Analysis of HistogramChartType.cxx

Purpose: This file defines the HistogramChartType class, that is responsible for setting up a histogram chart type. It manages properties specific to histograms,
like bin width and range. It also implements the logic to create the data-series and do the calculations.

createCalculatedDataSeries() Method:
  • This method retrieves the raw data through the XLabeledDataSequence from m_aDataSeries. This is where the logic modifies the source data (the sequence returned from getValues()).
  • It then uses HistogramCalculator to perform calculations and generate the data.
  • Finally, it creates a new HistogramDataSequence to store calculated values and then adds that to m_aDataSeries.

Interaction with 
XLabeledDataSequence:
  •         It gets the original data using the getDataSequences2() method of DataSeries.
  •         It gets the original x values by using getValues() method of the XLabeledDataSequence which returns an XDataSequence and then uses the getData() method of the XDataSequence to retrieve the x values in a sequence of uno::Any.


Analysis of HistogramCalculator.cxx

Purpose: This class performs the core histogram calculations using the raw data that is provided to computeBinFrequencyHistogram() method.

Bin Calculation Logic:
  •         The class calculates the number of bins, bin width, and bin ranges based on the input data.
  •         It computes bin ranges and their frequencies.
  •         The calculated values are stored internally in maBinRanges and maBinFrequencies.



Understanding HistogramDataSequence.cxx

Data Storage:
  •         The primary data storage is the mxValues member, which is a uno::Sequence<double>. This sequence stores the calculated bin values for the histogram.
  •         There is also mxLabels which stores labels but we are not concerned with it.
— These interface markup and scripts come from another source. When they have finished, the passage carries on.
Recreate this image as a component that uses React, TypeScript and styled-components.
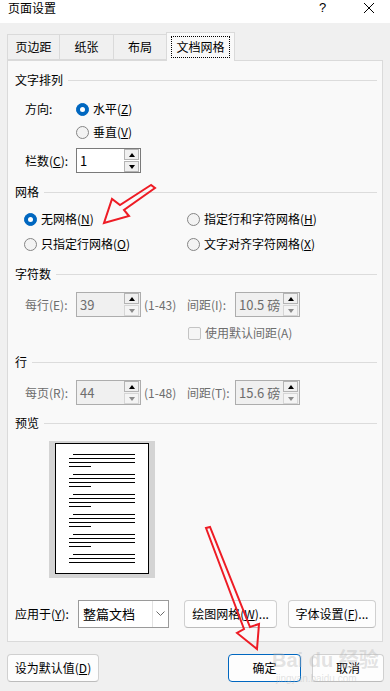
import React from "react";
import styled, { createGlobalStyle } from "styled-components";

const GlobalStyle = createGlobalStyle`
  html, body {
    margin: 0;
    padding: 0;
    background: #f0f0f0;
  }
  body {
    font-family: "Noto Sans CJK SC", "Noto Sans", "Liberation Sans", sans-serif;
    font-size: 12px;
    line-height: 16px;
    color: #000;
  }
  u {
    text-underline-offset: 1px;
  }
`;

const Window = styled.div`
  position: relative;
  width: 390px;
  height: 691px;
  background: #f0f0f0;
  overflow: hidden;
  display: flex;
  flex-direction: column;
`;

const TitleBar = styled.div`
  height: 23px;
  background: #fff;
  display: flex;
  align-items: flex-start;
  padding-left: 8px;
`;

const Title = styled.span`
  flex: 1;
  line-height: 15px;
`;

const Help = styled.span`
  width: 12px;
  margin-right: 32px;
  font-size: 13px;
  line-height: 15px;
  font-family: "Liberation Sans", sans-serif;
`;

const Close = styled.svg`
  margin: 2px 15px 0 0;
`;

const TabRow = styled.div`
  margin: 9px 0 0 7px;
  height: 28px;
  display: flex;
  align-items: flex-end;
  position: relative;
  z-index: 1;
`;

const Tab = styled.div<{ $w: number; $active?: boolean }>`
  box-sizing: border-box;
  width: ${(p) => p.$w}px;
  height: ${(p) => (p.$active ? 29 : 26)}px;
  margin-right: -1px;
  margin-bottom: ${(p) => (p.$active ? -1 : 0)}px;
  border: 1px solid #dadada;
  border-bottom: ${(p) => (p.$active ? "none" : "1px solid #dadada")};
  background: ${(p) => (p.$active ? "#f9f9f9" : "#f0f0f0")};
  display: flex;
  align-items: center;
  justify-content: center;
`;

const FocusText = styled.span`
  padding: 2px 4px;
  outline: 1px dotted #000;
  margin-top: -1px;
`;

const Panel = styled.div`
  box-sizing: border-box;
  margin: 0 7px;
  height: 582px;
  border: 1px solid #dadada;
  background: #f9f9f9;
  padding: 10px 5px 0 7px;
  display: flex;
  flex-direction: column;
`;

const Header = styled.div<{ $mt?: number }>`
  height: 18px;
  margin-top: ${(p) => p.$mt ?? 0}px;
  display: flex;
  align-items: center;
`;

const HeaderLine = styled.div`
  flex: 1;
  height: 1px;
  background: #dcdcdc;
  margin-left: 5px;
`;

const Row = styled.div<{ $mt: number; $h: number; $pl?: number }>`
  height: ${(p) => p.$h}px;
  margin-top: ${(p) => p.$mt}px;
  padding-left: ${(p) => p.$pl ?? 10}px;
  display: flex;
  align-items: center;
`;

const Label = styled.span<{ $w: number; $muted?: boolean }>`
  width: ${(p) => p.$w}px;
  flex: none;
  white-space: nowrap;
  color: ${(p) => (p.$muted ? "#6d6d6d" : "#000")};
`;

const Muted = styled.span`
  color: #6d6d6d;
  white-space: nowrap;
`;

const RadioItem = styled.label<{ $w?: number }>`
  display: flex;
  align-items: center;
  gap: 4px;
  width: ${(p) => (p.$w ? `${p.$w}px` : "auto")};
  flex: none;
  white-space: nowrap;
`;

const RadioCircle = styled.span<{ $checked?: boolean }>`
  box-sizing: border-box;
  width: 13px;
  height: 13px;
  flex: none;
  border-radius: 50%;
  border: 1px solid ${(p) => (p.$checked ? "#0067c0" : "#858585")};
  background: ${(p) => (p.$checked ? "#0067c0" : "#f3f3f3")};
  display: flex;
  align-items: center;
  justify-content: center;
  &::after {
    content: "";
    display: ${(p) => (p.$checked ? "block" : "none")};
    width: 5px;
    height: 5px;
    border-radius: 50%;
    background: #fff;
  }
`;

const CheckBox = styled.span`
  box-sizing: border-box;
  width: 13px;
  height: 13px;
  flex: none;
  border-radius: 2px;
  border: 1px solid #c4c4c4;
  background: #f5f5f5;
`;

const SpinBox = styled.div<{ $disabled?: boolean }>`
  box-sizing: border-box;
  width: 65px;
  height: 25px;
  flex: none;
  border: 1px solid ${(p) => (p.$disabled ? "#adadad" : "#7a7a7a")};
  background: ${(p) => (p.$disabled ? "#f0f0f0" : "#fff")};
  display: flex;
  align-items: stretch;
  padding: 0 1px 0 3px;
`;

const SpinValue = styled.span<{ $disabled?: boolean }>`
  flex: 1;
  display: flex;
  align-items: center;
  font-size: 13px;
  color: ${(p) => (p.$disabled ? "#6d6d6d" : "#000")};
`;

const SpinButtons = styled.div`
  width: 15px;
  display: flex;
  flex-direction: column;
  justify-content: center;
  gap: 1px;
`;

const SpinBtn = styled.div<{ $down?: boolean; $dim?: boolean }>`
  box-sizing: border-box;
  height: 11px;
  border: 1px solid ${(p) => (p.$dim ? "#d6d6d6" : "#b4b4b4")};
  background: ${(p) => (p.$dim ? "#f4f4f4" : "#f0f0f0")};
  display: flex;
  align-items: center;
  justify-content: center;
  &::after {
    content: "";
    width: 0;
    height: 0;
    border-left: 3.5px solid transparent;
    border-right: 3.5px solid transparent;
    ${(p) =>
      p.$down
        ? `border-top: 4px solid ${p.$dim ? "#8a8a8a" : "#000"};`
        : `border-bottom: 4px solid #000;`}
  }
`;

const Range = styled.span`
  width: 43px;
  margin-left: 3px;
  color: #6d6d6d;
  white-space: nowrap;
`;

const PreviewFrame = styled.div`
  box-sizing: border-box;
  margin: 9px 0 0 34px;
  width: 106px;
  height: 137px;
  background: #d4d4d4;
  padding: 2px 0 0 6px;
`;

const Page = styled.div`
  box-sizing: border-box;
  width: 94px;
  height: 131px;
  background: #fff;
  border: 1px solid #000;
  padding-top: 10px;
  display: flex;
  flex-direction: column;
  gap: 7px;
`;

const Para = styled.div`
  display: flex;
  flex-direction: column;
  gap: 3px;
`;

const TextLine = styled.div<{ $x: number; $w: number }>`
  height: 1px;
  margin-left: ${(p) => p.$x}px;
  width: ${(p) => p.$w}px;
  background: #000;
`;

const Select = styled.div`
  box-sizing: border-box;
  width: 91px;
  height: 28px;
  flex: none;
  border: 1px solid #9a9a9a;
  background: #fff;
  display: flex;
`;

const SelectText = styled.span`
  flex: 1;
  display: flex;
  align-items: center;
  padding-left: 4px;
  font-size: 13px;
`;

const SelectArrow = styled.span`
  width: 15px;
  border-left: 1px solid #e2e2e2;
  display: flex;
  align-items: center;
  justify-content: center;
`;

const Button = styled.div<{ $w: number; $ml?: number; $primary?: boolean }>`
  box-sizing: border-box;
  width: ${(p) => p.$w}px;
  height: 28px;
  margin-left: ${(p) => p.$ml ?? 0}px;
  flex: none;
  border-radius: 4px;
  border: 1px solid ${(p) => (p.$primary ? "#0067c0" : "#d0d0d0")};
  border-bottom-color: ${(p) => (p.$primary ? "#0067c0" : "#bcbcbc")};
  background: #fdfdfd;
  display: flex;
  align-items: center;
  justify-content: center;
  white-space: nowrap;
`;

const Footer = styled.div`
  margin-top: 12px;
  padding: 0 6px 0 7px;
  display: flex;
`;

const Spacer = styled.div`
  flex: 1;
`;

const Overlay = styled.svg`
  position: absolute;
  left: 0;
  top: 0;
  pointer-events: none;
`;

const Watermark = styled.div`
  position: absolute;
  left: 272px;
  top: 648px;
  color: rgba(185, 185, 185, 0.4);
  font-family: "Liberation Sans", "Noto Sans CJK SC", sans-serif;
  pointer-events: none;
  display: flex;
  flex-direction: column;
  white-space: nowrap;
`;

const WmTop = styled.span`
  font-size: 20px;
  line-height: 24px;
  font-weight: bold;
`;

const WmBottom = styled.span`
  font-size: 10px;
  line-height: 14px;
  margin-left: 4px;
`;

function Radio({ checked, children, w }: { checked?: boolean; children: React.ReactNode; w?: number }) {
  return (
    <RadioItem $w={w}>
      <RadioCircle $checked={checked} />
      <span>{children}</span>
    </RadioItem>
  );
}

function Spin({ value, disabled }: { value: string; disabled?: boolean }) {
  return (
    <SpinBox $disabled={disabled}>
      <SpinValue $disabled={disabled}>{value}</SpinValue>
      <SpinButtons>
        <SpinBtn />
        <SpinBtn $down $dim={disabled} />
      </SpinButtons>
    </SpinBox>
  );
}

function Section({ title, mt }: { title: string; mt?: number }) {
  return (
    <Header $mt={mt}>
      <span>{title}</span>
      <HeaderLine />
    </Header>
  );
}

export default function App() {
  const paras = [4, 4, 4, 4, 4, 3];
  return (
    <Window>
      <GlobalStyle />
      <TitleBar>
        <Title>页面设置</Title>
        <Help>?</Help>
        <Close width="12" height="12" viewBox="0 0 12 12">
          <path d="M1 1 L11 11 M11 1 L1 11" stroke="#000" strokeWidth="1" />
        </Close>
      </TitleBar>

      <TabRow>
        <Tab $w={53}>页边距</Tab>
        <Tab $w={55}>纸张</Tab>
        <Tab $w={54}>布局</Tab>
        <Tab $w={69} $active>
          <FocusText>文档网格</FocusText>
        </Tab>
      </TabRow>

      <Panel>
        <Section title="文字排列" />
        <Row $mt={9} $h={22}>
          <Label $w={51}>方向:</Label>
          <Radio checked>
            水平(<u>Z</u>)
          </Radio>
        </Row>
        <Row $mt={1} $h={22} $pl={61}>
          <Radio>
            垂直(<u>V</u>)
          </Radio>
        </Row>
        <Row $mt={5} $h={25}>
          <Label $w={51}>
            栏数(<u>C</u>):
          </Label>
          <Spin value="1" />
        </Row>

        <Section title="网格" mt={10} />
        <Row $mt={7} $h={22} $pl={9}>
          <Radio checked w={163}>
            无网格(<u>N</u>)
          </Radio>
          <Radio>
            指定行和字符网格(<u>H</u>)
          </Radio>
        </Row>
        <Row $mt={3} $h={22} $pl={9}>
          <Radio w={163}>
            只指定行网格(<u>O</u>)
          </Radio>
          <Radio>
            文字对齐字符网格(<u>X</u>)
          </Radio>
        </Row>

        <Section title="字符数" mt={10} />
        <Row $mt={9} $h={25}>
          <Label $w={51} $muted>
            每行(E):
          </Label>
          <Spin value="39" disabled />
          <Range>(1-43)</Range>
          <Label $w={48} $muted>
            间距(I):
          </Label>
          <Spin value="10.5 磅" disabled />
        </Row>
        <Row $mt={6} $h={20} $pl={173}>
          <RadioItem>
            <CheckBox />
            <Muted>使用默认间距(A)</Muted>
          </RadioItem>
        </Row>

        <Section title="行" mt={10} />
        <Row $mt={9} $h={25}>
          <Label $w={51} $muted>
            每页(R):
          </Label>
          <Spin value="44" disabled />
          <Range>(1-48)</Range>
          <Label $w={48} $muted>
            间距(T):
          </Label>
          <Spin value="15.6 磅" disabled />
        </Row>

        <Section title="预览" mt={9} />
        <PreviewFrame>
          <Page>
            {paras.map((n, i) => (
              <Para key={i}>
                <TextLine $x={17} $w={62} />
                <TextLine $x={13} $w={66} />
                <TextLine $x={13} $w={66} />
                {n === 4 && <TextLine $x={13} $w={22} />}
              </Para>
            ))}
          </Page>
        </PreviewFrame>

        <Row $mt={22} $h={28} $pl={0}>
          <Label $w={63}>
            应用于(<u>Y</u>):
          </Label>
          <Select>
            <SelectText>整篇文档</SelectText>
            <SelectArrow>
              <svg width="9" height="6" viewBox="0 0 9 6">
                <path d="M0.5 0.5 L4.5 4.5 L8.5 0.5" stroke="#6a6a6a" strokeWidth="1" fill="none" />
              </svg>
            </SelectArrow>
          </Select>
          <Button $w={93} $ml={15}>
            绘图网格(<u>W</u>)...
          </Button>
          <Button $w={88} $ml={11}>
            字体设置(<u>F</u>)...
          </Button>
        </Row>
      </Panel>

      <Footer>
        <Button $w={92}>
          设为默认值(<u>D</u>)
        </Button>
        <Spacer />
        <Button $w={73} $primary>
          确定
        </Button>
        <Button $w={72} $ml={11}>
          取消
        </Button>
      </Footer>

      <Watermark>
        <WmTop>Bai du 经验</WmTop>
        <WmBottom>jingyan.baidu.com</WmBottom>
      </Watermark>

      <Overlay width="390" height="691" viewBox="0 0 390 691">
        <polygon
          points="151,185 120,205 112,199 104,223 129,216 124,210 155,188"
          fill="none"
          stroke="#ee1c25"
          strokeWidth="2"
          strokeLinejoin="miter"
        />
        <polygon
          points="206,528 244,629 237,633 257,649 259,624 250,627 210,527"
          fill="none"
          stroke="#ee1c25"
          strokeWidth="2"
          strokeLinejoin="miter"
        />
      </Overlay>
    </Window>
  );
}
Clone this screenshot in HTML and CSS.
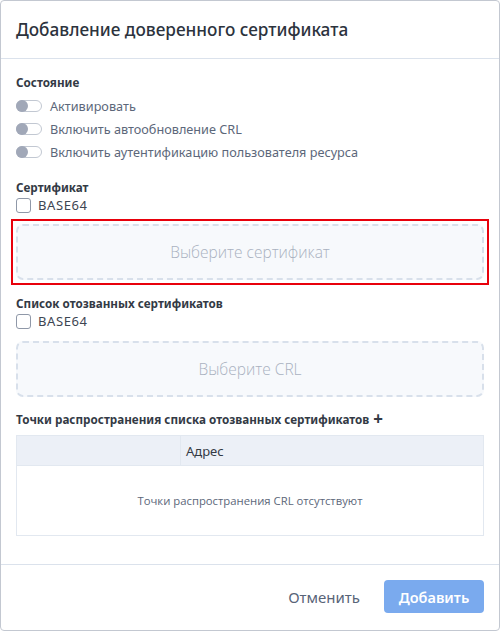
FILE: index.html
```html
<!DOCTYPE html>
<html lang="ru">
<head>
    <meta charset="UTF-8">
    <meta name="viewport" content="width=device-width, initial-scale=1.0">
    <title>Добавление доверенного сертификата</title>
    <link rel="stylesheet" href="styles.css">
</head>
<body>

    <div class="modal">
        <div class="modal-header">
            <h2>Добавление доверенного сертификата</h2>
        </div>

        <div class="modal-body">
            <div class="section-title">Состояние</div>
            <div class="toggles">
                <label class="toggle-row"><span class="toggle"></span>Активировать</label>
                <label class="toggle-row"><span class="toggle"></span>Включить автообновление CRL</label>
                <label class="toggle-row"><span class="toggle"></span>Включить аутентификацию пользователя ресурса</label>
            </div>

            <div class="section-title first-spaced">Сертификат</div>
            <label class="check-row"><span class="checkbox"></span>BASE64</label>
            <div class="highlight-frame">
                <div class="dropzone">Выберите сертификат</div>
            </div>

            <div class="section-title after-frame">Список отозванных сертификатов</div>
            <label class="check-row"><span class="checkbox"></span>BASE64</label>
            <div class="dropzone crl">Выберите CRL</div>

            <div class="section-title spaced">Точки распространения списка отозванных сертификатов <span class="plus">+</span></div>
            <div class="table">
                <div class="table-head">
                    <div class="col-first"></div>
                    <div class="col-addr">Адрес</div>
                </div>
                <div class="table-empty">Точки распространения CRL отсутствуют</div>
            </div>
        </div>

        <div class="modal-footer">
            <button class="btn-cancel">Отменить</button>
            <button class="btn-add">Добавить</button>
        </div>
    </div>

</body>
</html>
```

FILE: styles.css
```css
body {
    margin: 0;
    background-color: #ffffff;
    font-family: "Noto Sans", "Open Sans", sans-serif;
}

.modal {
    width: 500px;
    height: 631px;
    box-sizing: border-box;
    border: 1px solid #c3c8d1;
    border-radius: 4px;
    display: flex;
    flex-direction: column;
    background: #fff;
}

.modal-header {
    height: 57px;
    border-bottom: 1px solid #dbe2ec;
    display: flex;
    align-items: center;
    padding: 0 15px;
}

h2 {
    margin: 0;
    font-size: 17.2px;
    font-weight: 500;
    color: #2c333d;
}

.modal-body {
    padding: 14px 15px 0 15px;
    height: 506px;
    box-sizing: border-box;
    border-bottom: 1px solid #dbe2ec;
}

.section-title {
    font-size: 11.7px;
    font-weight: 700;
    line-height: 18px;
    color: #333a45;
    display: flex;
    align-items: center;
}

.section-title.first-spaced {
    margin-top: 15px;
}

.section-title.after-frame {
    margin-top: 9px;
}

.section-title.spaced {
    margin-top: 13px;
}

.plus {
    font-size: 17px;
    font-weight: 700;
    margin-left: 4px;
    line-height: 18px;
}

.toggles {
    margin-top: 3px;
}

.toggle-row {
    display: flex;
    align-items: center;
    height: 23px;
    font-size: 12.7px;
    color: #5c677a;
}

.toggle {
    width: 26px;
    height: 12px;
    box-sizing: border-box;
    border: 1px solid #c2c8d2;
    border-radius: 7px;
    margin-right: 8px;
    position: relative;
}

.toggle::before {
    content: "";
    position: absolute;
    left: -1px;
    top: -1px;
    width: 12px;
    height: 12px;
    border-radius: 50%;
    background-color: #a1a8b8;
}

.check-row {
    display: flex;
    align-items: center;
    height: 18px;
    font-size: 13px;
    letter-spacing: 0.6px;
    color: #3d4552;
}

.checkbox {
    width: 15px;
    height: 15px;
    box-sizing: border-box;
    border: 1px solid #8f98a8;
    border-radius: 3px;
    margin-right: 7px;
}

.highlight-frame {
    margin: 5px -5px 0 -5px;
    padding: 3px;
    border: 2px solid #e8000b;
}

.dropzone {
    height: 56px;
    box-sizing: border-box;
    border: 2px dashed #d8e0eb;
    border-radius: 7px;
    background-color: #f7f9fc;
    display: flex;
    align-items: center;
    justify-content: center;
    font-family: "Open Sans", sans-serif;
    font-size: 15.5px;
    font-weight: 300;
    color: #a9b1c0;
}

.dropzone.crl {
    margin-top: 11px;
}

.table {
    margin-top: 7px;
    border: 1px solid #e2e8f0;
}

.table-head {
    display: flex;
    height: 29px;
    background-color: #ecf0f7;
    border-bottom: 1px solid #e2e8f0;
    font-size: 13px;
    color: #333a45;
}

.col-first {
    width: 163px;
    border-right: 1px solid #e2e8f0;
}

.col-addr {
    display: flex;
    align-items: center;
    padding-left: 5px;
}

.table-empty {
    height: 69px;
    display: flex;
    align-items: center;
    justify-content: center;
    font-family: "Open Sans", sans-serif;
    font-size: 11.3px;
    color: #5c677a;
}

.modal-footer {
    flex: 1;
    display: flex;
    justify-content: flex-end;
    align-items: flex-start;
    padding: 15px 15px 0 0;
    gap: 8px;
}

.btn-cancel,
.btn-add {
    height: 33px;
    border: none;
    border-radius: 4px;
    font-family: "Noto Sans", sans-serif;
    font-size: 15px;
    cursor: pointer;
}

.btn-cancel {
    background: none;
    color: #586478;
    padding: 0 16px;
}

.btn-add {
    width: 100px;
    background-color: #7aaaee;
    color: #fff;
    font-size: 14.5px;
    font-weight: 600;
}
```
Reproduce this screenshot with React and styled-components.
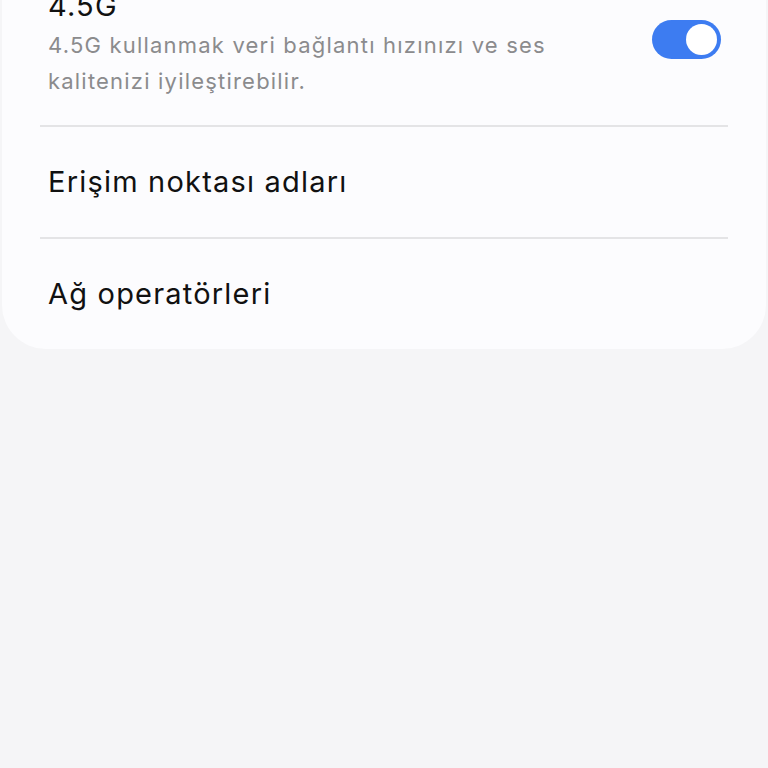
import React from "react";
import styled, { createGlobalStyle } from "styled-components";

const Global = createGlobalStyle`
  html, body {
    margin: 0;
    padding: 0;
    background: #f5f5f7;
    font-family: Inter, "Noto Sans", sans-serif;
  }
`;

const Screen = styled.div`
  width: 768px;
  height: 768px;
  overflow: hidden;
  background: #f5f5f7;
`;

// list is scrolled so the first row's title sits partly above the top edge
const Card = styled.div`
  margin: -27px 2px 0;
  background: #fcfcfe;
  border-radius: 0 0 44px 44px;
  padding: 0 38px;
`;

const Row = styled.div`
  display: flex;
  align-items: center;
  gap: 24px;
  padding: ${(p) => p.$pad || "0 8px"};
  min-height: ${(p) => p.$h || "auto"};
  & + & {
    border-top: 2px solid #e4e4e6;
  }
`;

const Texts = styled.div`
  flex: 1;
  display: flex;
  flex-direction: column;
`;

const Title = styled.div`
  font-size: 29px;
  line-height: 36px;
  color: #111;
  letter-spacing: 1.2px;
`;

const Sub = styled.div`
  margin-top: 3px;
  font-size: 22px;
  line-height: 36px;
  color: #8b8b8d;
  letter-spacing: 1.2px;
`;

const Switch = styled.div`
  width: 69px;
  height: 39px;
  border-radius: 20px;
  background: #3d7cf1;
  position: relative;
  flex-shrink: 0;
  margin-right: -1px;
  margin-top: -8px;
  &::after {
    content: "";
    position: absolute;
    right: 4px;
    top: 4px;
    width: 31px;
    height: 31px;
    border-radius: 50%;
    background: #fff;
  }
`;

export default function App() {
  return (
    <Screen>
      <Global />
      <Card>
        <Row $pad="15px 8px 26px">
          <Texts>
            <Title>4.5G</Title>
            <Sub>
              4.5G kullanmak veri bağlantı hızınızı ve ses
              <br />
              kalitenizi iyileştirebilir.
            </Sub>
          </Texts>
          <Switch />
        </Row>
        <Row $h="110px">
          <Title>Erişim noktası adları</Title>
        </Row>
        <Row $h="110px">
          <Title>Ağ operatörleri</Title>
        </Row>
      </Card>
    </Screen>
  );
}
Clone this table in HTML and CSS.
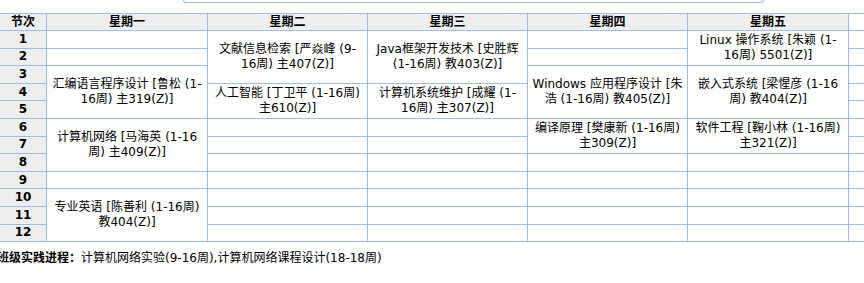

Interface Implementations:

  •         HistogramDataSequence implements several UNO interfaces including XNumericalDataSequence, XTextualDataSequence, XDataSequence.
  •         getNumericalData(): Returns the mxValues as a uno::Sequence<double>.
  •         getTextualData(): Returns an empty uno::Sequence<OUString>.
  •         getData(): Returns the mxValues as a uno::Sequence<uno::Any>.



Proposed Solution:
To address these issues, this is how I am thinking of making the changes:

   * Add 
XValuesCalculated Property(As said by Tomaž) :
  •         Add an [optional, attribute] sequence<doubleXValuesCalculated; to the DataSeries service definition (offapi/com/sun/star/chart2/DataSeries.idl).
  •         Implement the corresponding storage, getter, and setter methods in DataSeries.hxx and DataSeries.cxx. (Add storage for m_aXValuesCalculated)
  •         Add the corresponding property support in OPropertySet.hxx and OPropertySet.cxx?
       Why add it to DataSeries? -> If my understanding is correct, XValuesCalculated is a property associated with a DataSeries and is not a new data structure by itself, so we do not need to create a new IDL file for it.
      No Boolean Flag Needed: -> we do not need an explicit boolean flag.

       I am using .hasElements() and why Length Check is Sufficient:
  •     Presence = Calculated Values: The presence of elements within the XValuesCalculated sequence is sufficient to determine if calculated X-values exist.
  •     Empty Sequence = No Calculated Values: An empty sequence, which tells us that no values have been calculated. This is very convenient because UNO Sequences can be empty.
  •     No Redundancy: Using a separate boolean flag would add redundancy. 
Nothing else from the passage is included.